In its preliminary objections to jurisdiction, Argentina argued, inter alia, that the BIT provided for consent to jurisdiction only for disputes between the Claimants and the Argentine Republic, whereas in this case, the dispute related exclusively to a Concession Contract, to which the Argentine Republic was not a party.

The Tribunal disagreed and held that it was well established that actions of a political subdivision of a federal state, such as the Province of Tucumán in the federal state of the Argentine Republic, were attributable to the central government under international law. It held that it was equally clear that the internal constitutional structure of a country could not alter these obligations. The Tribunal accordingly rejected this jurisdictional argument (paras. 49–50, Vivendi I Award).

Jurisdiction over the investment dispute, notwithstanding the contractual forum selection clause

Argentina had objected that the Tribunal did not have jurisdiction over the dispute because the dispute arose from the Concession Contract and the parties to that agreement had contractually committed to resolve all disputes before the administrative tribunals of Tucumán. The Tribunal rejected that argument. In doing so, it relied on Article 8 of the BIT, which grants investors the right to submit “dispute[s] relating to investments” to ICSID. According to the Tribunal, the contractual forum selection clause “did not and could not constitute a waiver by [the Claimants] of [their] rights under Article 8 of the BIT to file the pending claims against the Argentine Republic” (para. 53, Vivendi I Award).

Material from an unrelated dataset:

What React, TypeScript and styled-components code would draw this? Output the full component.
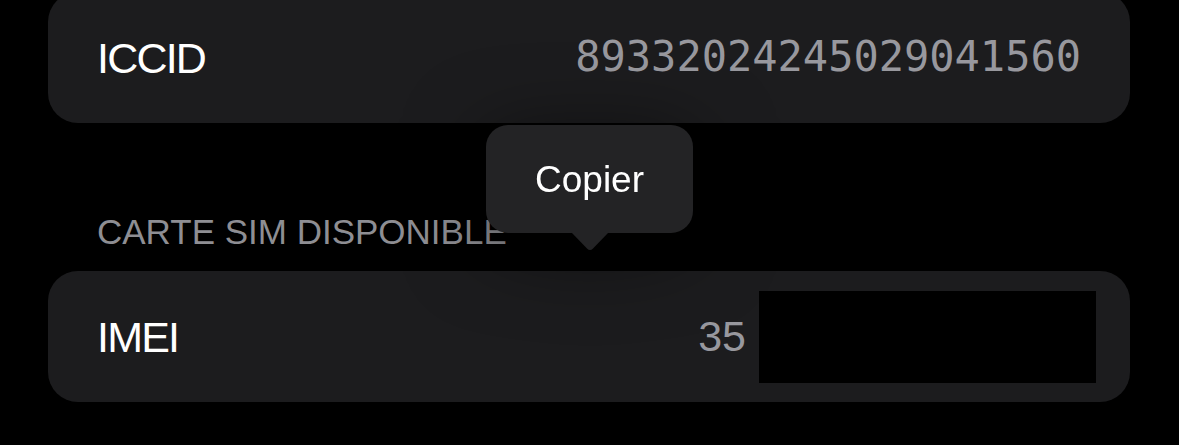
import * as React from 'react';
import styled, { createGlobalStyle } from 'styled-components';

const GlobalStyle = createGlobalStyle`
  html, body {
    margin: 0;
    background: #000;
    font-family: 'Liberation Sans', Arial, sans-serif;
    -webkit-font-smoothing: antialiased;
  }
`;

export const Page = styled.div`
  position: relative;
  width: 1179px;
  height: 445px;
  overflow: hidden;
  padding: 0 49px 0 48px;
  box-sizing: border-box;
`;

export const Card = styled.div<{ $top?: number }>`
  display: flex;
  align-items: center;
  justify-content: space-between;
  height: 131px;
  margin-top: ${(p) => p.$top ?? 0}px;
  padding: 0 49px;
  border-radius: 30px;
  background: #1c1c1e;
  box-sizing: border-box;
`;

export const Label = styled.div`
  color: #fff;
  font-size: 43px;
  letter-spacing: -1.8px;
  padding-top: 2px;
`;

export const Value = styled.div`
  display: flex;
  align-items: center;
  color: #98989e;
  font-size: 43px;
`;

export const MonoValue = styled(Value)`
  font-family: 'DejaVu Sans Mono', 'Liberation Mono', monospace;
  font-size: 42px;
  margin-top: -2px;
`;

export const Redacted = styled.span`
  display: inline-block;
  width: 337px;
  height: 92px;
  margin-left: 13px;
  margin-right: -15px;
  background: #000;
`;

export const SectionHeader = styled.div`
  margin: 88px 0 18px 49px;
  color: #8e8e93;
  font-size: 35px;
  line-height: 42px;
`;

export const Tooltip = styled.div`
  position: absolute;
  left: 486px;
  top: 125px;
  display: flex;
  flex-direction: column;
  align-items: center;
  filter: drop-shadow(0 12px 40px rgba(0, 0, 0, 0.55));
`;

export const Bubble = styled.div`
  display: flex;
  align-items: center;
  justify-content: center;
  width: 207px;
  height: 108px;
  border-radius: 22px;
  background: #232325;
  color: #fff;
  font-size: 37px;
  box-sizing: border-box;
  padding-top: 2px;
`;

export const Arrow = styled.svg`
  display: block;
  margin-top: -1px;
`;

export default function App() {
  return (
    <>
      <GlobalStyle />
      <Page>
        <Card $top={-8}>
          <Label>ICCID</Label>
          <MonoValue>89332024245029041560</MonoValue>
        </Card>
        <SectionHeader>CARTE SIM DISPONIBLE</SectionHeader>
        <Card>
          <Label>IMEI</Label>
          <Value>
            35
            <Redacted />
          </Value>
        </Card>
        <Tooltip>
          <Bubble>Copier</Bubble>
          <Arrow width="38" height="19" viewBox="0 0 38 19">
            <path d="M0 0 H38 L22 16.5 Q19 19.5 16 16.5 Z" fill="#232325" />
          </Arrow>
        </Tooltip>
      </Page>
    </>
  );
}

2.2 First annulment proceeding

Contractual forum selection clause

The Annulment Committee agreed with the Tribunal that the exclusive forum selection clause in the Concession Contract did not prevent the Tribunal from having jurisdiction over the claims brought pursuant to the BIT. It stated that where the essential basis of a claim brought before an international tribunal is a breach of contract, the tribunal should give effect to any valid forum selection clause in that contract. On the other hand, where (as in the case before it) “the fundamental basis of the claim” is a treaty laying down an independent standard by which the conduct of the parties is to be judged, the existence of an exclusive jurisdiction clause in a contract between the claimant and the respondent state (or one of its subdivisions) cannot operate as a bar to the application of the treaty standard (para. 101, Vivendi I, Decision on Annulment).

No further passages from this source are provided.